地下室なので太陽光が届くわけないが、春の暖かい太陽のように、
包み込んでくれるような優しい光りが私を取り囲んだ。
 辺りを見渡すと、赤やピンク、黄色や白など色とりどりの薔薇が咲いていた。目の前には
薔薇のアーチがあり、まっすぐ続くアーチの向こうには薄いピンク色の建物が見えた。
 とりあえず、私は薔薇のアーチをくぐりながらピンク色の建物に向かった。
 薔薇アーチが終わったところで、ピンク色の建物が目の前にあった。
 その建物は病院だった。『国立ROSE病院』と書いてある。ここまで来たのだから、中に入ってみた。
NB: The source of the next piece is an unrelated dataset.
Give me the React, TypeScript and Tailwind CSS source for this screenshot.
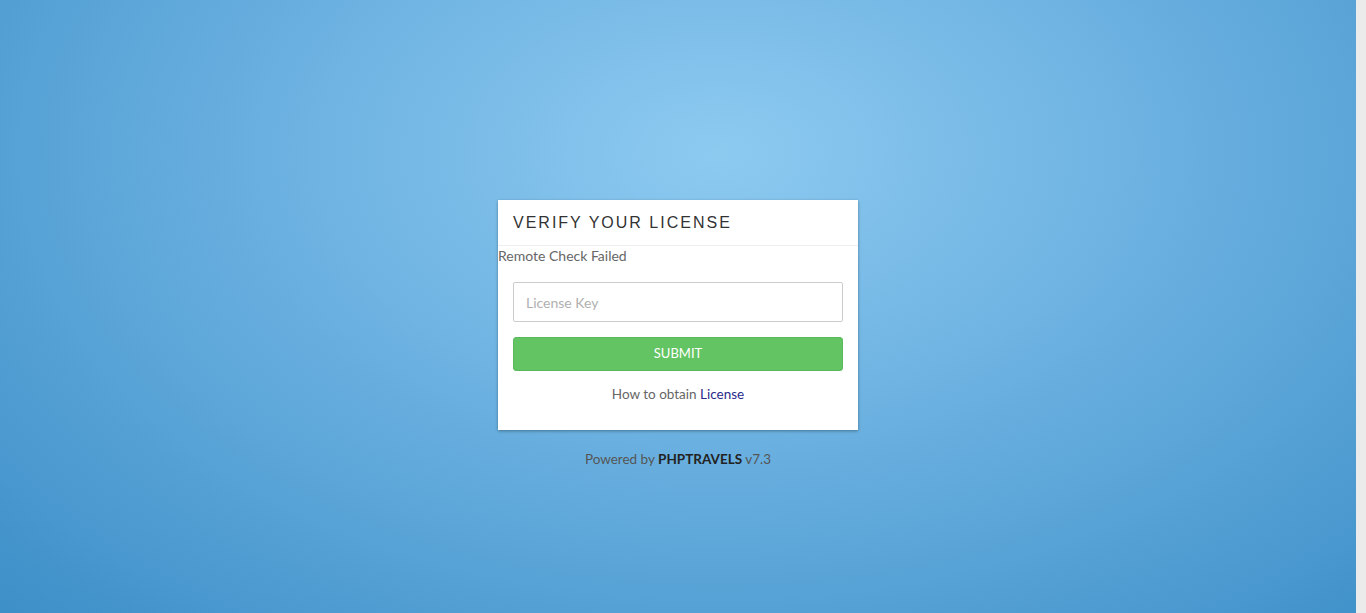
export default function App() {
  return (
    <div className="flex h-[613px] w-full overflow-hidden">
      <div className="flex h-full flex-1 flex-col items-center bg-[radial-gradient(ellipse_at_53%_25%,#8dcaf0_0%,#72b6e4_35%,#3d8fc8_100%)] pt-[200px] font-['Lato',sans-serif]">
        <div className="w-[360px] bg-white shadow-[0_1px_3px_rgba(0,0,0,0.35)]">
          <div className="flex h-[46px] items-center border-b border-[#eeeeee] px-[15px]">
            <h1 className="font-['Liberation_Sans',sans-serif] text-[16px] tracking-[2px] text-[#333]">
              VERIFY YOUR LICENSE
            </h1>
          </div>
          <p className="mt-[1px] text-[14px] leading-[18px] text-[#666]">Remote Check Failed</p>
          <div className="px-[15px] pb-[27px] pt-[17px]">
            <input
              type="text"
              placeholder="License Key"
              className="h-[40px] w-full rounded-[2px] border border-[#cccccc] px-[12px] text-[14px] text-[#555] outline-none placeholder:text-[#b0b0b0]"
            />
            <button className="mt-[15px] h-[34px] w-full rounded-[3px] border border-[#5cb85c] bg-[#63c463] text-[13px] text-white">
              SUBMIT
            </button>
            <p className="mt-[14px] text-center text-[13.5px] leading-[18px] text-[#666]">
              How to obtain <a className="text-[#2a2a8c]">License</a>
            </p>
          </div>
        </div>
        <p className="mt-[19px] text-[13.5px] leading-[20px] text-[#555]">
          Powered by <span className="font-bold text-[#222]">PHPTRAVELS</span> v7.3
        </p>
      </div>
      <div className="h-full w-[10px] bg-[#ebebeb]" />
    </div>
  );
}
 病院の壁紙はすべて薄いピンクが下地の薔薇模様だった。あちこちに薔薇の花も飾ってあった。
「うわあ! すごーい…。キレイ」
 思わず私は声に出して言ってしまった。
「そうだろう。天子君。キレイだろう」
 私は降りかえった。
 ラムセス先生が立っていた。だがいつものラムセス先生とは違う、白衣は着ているけど
その白衣は薔薇模様だったのだ。
「ら、ラムセス先生…、ここは一体…」
 怖いような、不思議なような…どうしたらいいか私は分からなかった。
「見つかってしまったものは仕方ないな。ここはROSE病院。薔薇療法を中心に、ケアする秘密の病院だ。
もう一つの天河病院と言っても過言ではないだろう。ここでは、この薔薇模様の白衣を着用するんだ。
天子君。君も着たまえ!」
 薔薇模様の白衣を渡された。言われるがままに着てしまった。
「ここは、薔薇菌を使って心の病を治療するROSE病院。入院患者は、毎日薔薇に囲まれ、
薔薇療法を受けて幸せな生活を送っている。私は薔薇菌の研究を中心にここで仕事しているんだ。
さあ、研究室に案内しよう」
 ラムセス先生は私を病院の奥の部屋に連れて行った。
 部屋には2人の女性がいた。なにやら試験管を振って実験をしているようだ。
ネームプレートには「ねね」「まゆねこ」とかいてあった。
「天子君。是非私の助手になってくれないかね? あの2人じゃ、どうしようもないんだ…。
いつもパロディの相談ばっかりしてて……」
 ラムセス先生は、私の方にポンっと手を置いた。
 
 ラムセス先生の助手にスカウトされてしまった……。
喜んでいいのかどうなのか? 今の私にはまだ分からない……。